On the invention of time-wasting

OPINION: Having struggled to find much to attack Arsenal with this season, the usual mob of fan media, TV pundits and newspaper columnists have finally found a topic

Thursday, 11th May 2023 — By Richard Osley

Emirates

LET it be known that on May 7 2023 – a historic weekend in many ways – scientists discovered the existence of “time-wasting”, a breakthrough which I believe is being named as the Howe Continuum in excitable research papers.

In the past, this phenomenon had simply only been known as “good game management”, but its true form has now been identified after the close study of football players in red and white shirts.
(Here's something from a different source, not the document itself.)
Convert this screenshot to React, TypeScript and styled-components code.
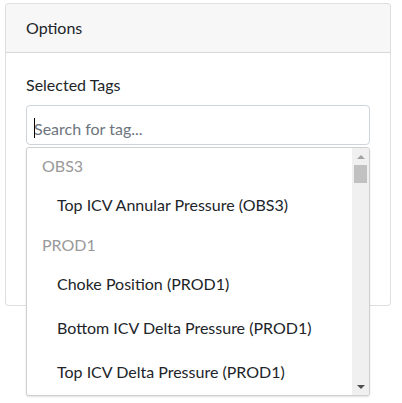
import React from 'react'
import styled, { createGlobalStyle } from 'styled-components'

const GlobalStyle = createGlobalStyle`
  * {
    box-sizing: border-box;
  }
  html,
  body {
    margin: 0;
    background: #fff;
  }
  body {
    color: #212529;
    font-family: Lato, 'Liberation Sans', sans-serif;
    font-size: 16px;
    line-height: 24px;
  }
`

const Page = styled('div')`
  min-height: 403px;
  padding: 3px 11px 0 5px;
`

const Card = styled('div')`
  width: 386px;
  border: 1px solid rgba(0, 0, 0, 0.125);
  border-radius: 4px;
  background: #fff;
`

const CardHeader = styled('div')`
  padding: 12px 20px;
  background: rgba(0, 0, 0, 0.03);
  border-bottom: 1px solid rgba(0, 0, 0, 0.125);
  border-radius: 3px 3px 0 0;
`

const CardBody = styled('div')`
  height: 252px;
  padding: 20px;
`

const FormGroup = styled('div')`
  position: relative;
`

const Label = styled('label')`
  display: block;
  margin-bottom: 8px;
`

const SearchWrap = styled('div')`
  position: relative;
`

const SearchInput = styled('input')`
  display: block;
  width: 100%;
  height: 40px;
  padding: 6px 7px 0;
  border: 1px solid #ced4da;
  border-radius: 4px;
  font: inherit;
  color: #495057;
  outline: none;
  &::placeholder {
    color: #6c757d;
  }
`

const Caret = styled('span')`
  position: absolute;
  left: 8px;
  top: 13px;
  width: 1px;
  height: 20px;
  background: #000;
`

const Dropdown = styled('div')`
  position: absolute;
  top: calc(100% + 2px);
  left: 0;
  right: 0;
  height: 249px;
  display: flex;
  background: #fff;
  border: 1px solid #cfcfcf;
  border-radius: 3px;
  box-shadow: 0 1px 2px rgba(0, 0, 0, 0.12);
  overflow: hidden;
  z-index: 10;
`

const List = styled('div')`
  flex: 1;
  overflow: hidden;
`

const GroupHeader = styled('div')`
  padding: 6px 15px 5px;
  color: #999;
`

const Option = styled('div')`
  padding: 10px 30px;
  white-space: nowrap;
`

const Scrollbar = styled('div')`
  width: 17px;
  display: flex;
  flex-direction: column;
  background: #f0f0f0;
`

const ArrowButton = styled('div')<{ $dir: 'up' | 'down' }>`
  height: 17px;
  display: flex;
  align-items: center;
  justify-content: center;
  &::after {
    content: '';
    width: 0;
    height: 0;
    border-left: 4px solid transparent;
    border-right: 4px solid transparent;
    ${props =>
      props.$dir === 'up'
        ? 'border-bottom: 4px solid #a3a3a3;'
        : 'border-top: 4px solid #505050;'}
  }
`

const Thumb = styled('div')`
  height: 18px;
  margin: 0 2px;
  background: #c1c1c1;
`

const Track = styled('div')`
  flex: 1;
`

const groups = [
  { name: 'OBS3', tags: ['Top ICV Annular Pressure (OBS3)'] },
  {
    name: 'PROD1',
    tags: [
      'Choke Position (PROD1)',
      'Bottom ICV Delta Pressure (PROD1)',
      'Top ICV Delta Pressure (PROD1)',
    ],
  },
]

const App = () => {
  return (
    <Page>
      <GlobalStyle />
      <Card>
        <CardHeader>Options</CardHeader>
        <CardBody>
          <FormGroup>
            <Label>Selected Tags</Label>
            <SearchWrap>
              <SearchInput placeholder="Search for tag..." />
              <Caret />
              <Dropdown>
                <List>
                  {groups.map(group => (
                    <React.Fragment key={group.name}>
                      <GroupHeader>{group.name}</GroupHeader>
                      {group.tags.map(tag => (
                        <Option key={tag}>{tag}</Option>
                      ))}
                    </React.Fragment>
                  ))}
                </List>
                <Scrollbar>
                  <ArrowButton $dir="up" />
                  <Thumb />
                  <Track />
                  <ArrowButton $dir="down" />
                </Scrollbar>
              </Dropdown>
            </SearchWrap>
          </FormGroup>
        </CardBody>
      </Card>
    </Page>
  )
}

export default App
That’s right folks, nobody ever – ever! – has chipped a few seconds off the clock when winning a football match before Arsenal so cynically brought things to a grinding halt once ahead against Newcastle United on Sunday.

How typical of Arsenal – one of only two teams to score more than 80 goals this season in the Premier League – to invent this mysterious new strategy of protecting a winning position.

Having struggled to find much to attack Arsenal with this season, we’ve reached the part where the usual mob of fan media, TV pundits and newspaper columnists needing to fill space by jumping on a trending topic have landed on… taking too long to take a goal kick.

Needless to say, time-wasting is one of the most irritating things in football, unless it’s your side doing it. It’s gone on forever and all teams do it.

My team. Your team.

Surely, Eddie Howe, the Newcastle manager, must have afforded himself a little smile after commenting on Arsenal’s go-slow. Nobody forgets how his team kept sitting on the floor to puncture the match the two teams played at the Emirates earlier in the season – and they weren’t even winning the game back then.

During the Qatar World Cup there were all sorts of condescending comments about the large amounts of injury time played at the end of each match. Our press corps and commentators thought it was such a hoot and began riffing along the lines of “who knows – there’s probably 20 minutes left in this one” when the final whistle drew near in the later stages.

There were a million different things wrong with the winter World Cup, but actually playing the right time was not one of them.

If we want to see a full match, the guys with the timers here should just stop the clock too.